## [Directions for this task]
Give every line again exactly as it appears, please, but not the pictures.
※ ※ ※
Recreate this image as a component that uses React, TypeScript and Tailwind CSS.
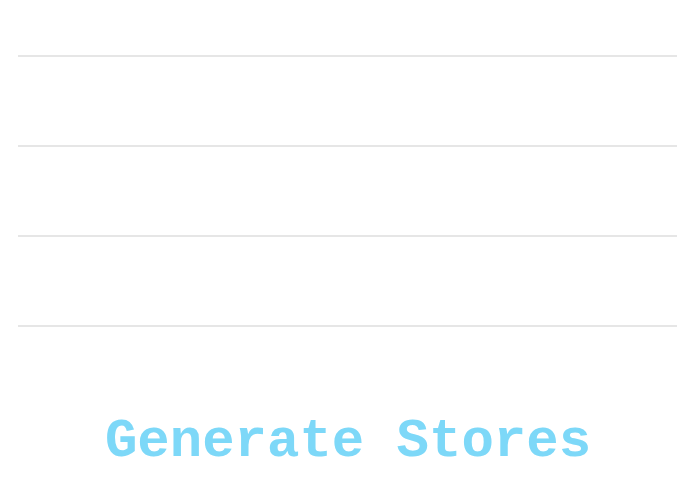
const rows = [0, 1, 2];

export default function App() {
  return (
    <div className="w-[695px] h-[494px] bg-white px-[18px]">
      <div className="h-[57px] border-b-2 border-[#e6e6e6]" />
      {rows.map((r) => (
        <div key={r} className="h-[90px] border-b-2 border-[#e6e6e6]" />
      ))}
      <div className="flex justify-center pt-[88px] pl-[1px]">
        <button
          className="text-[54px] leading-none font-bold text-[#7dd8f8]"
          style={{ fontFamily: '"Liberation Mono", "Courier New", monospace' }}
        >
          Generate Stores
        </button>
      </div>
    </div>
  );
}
※ ※ ※
## [Output of the task]
Recreate this image as a component that uses React, TypeScript and Tailwind CSS.
const rows = [0, 1, 2];

export default function App() {
  return (
    <div className="w-[695px] h-[494px] bg-white px-[18px]">
      <div className="h-[57px] border-b-2 border-[#e6e6e6]" />
      {rows.map((r) => (
        <div key={r} className="h-[90px] border-b-2 border-[#e6e6e6]" />
      ))}
      <div className="flex justify-center pt-[88px] pl-[1px]">
        <button
          className="text-[54px] leading-none font-bold text-[#7dd8f8]"
          style={{ fontFamily: '"Liberation Mono", "Courier New", monospace' }}
        >
          Generate Stores
        </button>
      </div>
    </div>
  );
}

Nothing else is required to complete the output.